Una fuga definitiva che ha caratterizzato anche la comunità del Ninive, troppo spaventata dal pericolo di nuovi attentati per convincersi a tornare alle proprie case.
In moltissimi casi, inoltre, le abitazioni sono state distrutte dalla guerra o riempite di ordigni esplosivi dai miliziani dell’Isis. Sei anni dopo, le zone finite sotto la bandiera del Califfato non sono ancora del tutto bonificate e c’è chi ancora perde la vita a causa di una trappola esplosiva nascosta dietro una porta, sotto un tavolo rovesciato o ancora più semplicemente sotto il coperchio di una pentola.
L’esodo forzato, però, ha avuto come conseguenza anche la nascita di nuovi quartieri cristiani, come quello di Ankawa a Erbil, capitale del Kurdistan iracheno. Girando per le strade del sobborgo che sorge a nord-ovest della città è facile imbattersi in chiese di diverse dimensioni o vedere appese sulle pareti dei negozi immagini sacre della Madonna circondate in alcuni casi da un giro di piccole luci bianche.

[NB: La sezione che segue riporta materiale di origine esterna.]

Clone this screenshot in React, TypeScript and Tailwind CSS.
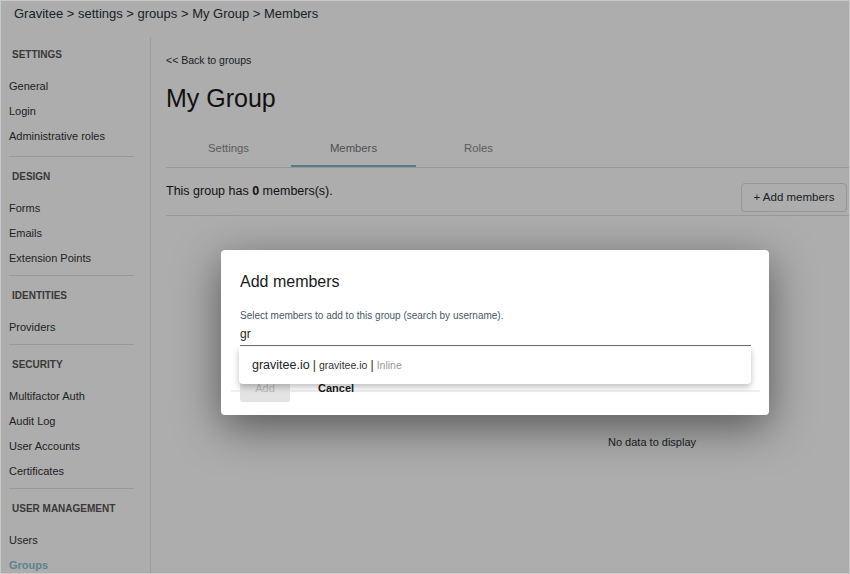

Anche la comunità di padre Jens continua a resistere, nel segno di quell’integrazione con le altre confessioni religiose che guida da sempre la comunità monastica al-Khalil, fondata da padre Dall’Oglio – scomparso in Siria nel 2013 – e promotrice del dialogo tra fedi diverse. Le difficoltà certo non mancano, ma da quando la situazione emergenziale dettata dall’avanzata dell’Isis è stata superata, è tempo di guardare al futuro e continuare a promuovere il dialogo interreligioso.
Mentre padre Jens conclude il suo discorso, dalla finestra aperta sul cortile del monastero entra il suono delle campane che chiamano alla messa della sera. La chiesa di Deir Maryam al-Adhra, realizzata nel 1862 e sopravvissuta al bombardamento inglese del 1923, accoglie ogni giorno la piccola comunità dei fedeli e il loro sacrestano.
Dietro l’altare, poggiata su una delle colonne, c’è una foto di padre Dall’Oglio. Il volto leggermente inclinato e un sorriso bonario sulle labbra, sembra voler infondere coraggio agli astanti, invitando chi incrocia il suo sguardo a non darsi per vinto. Come i cristiani in Iraq.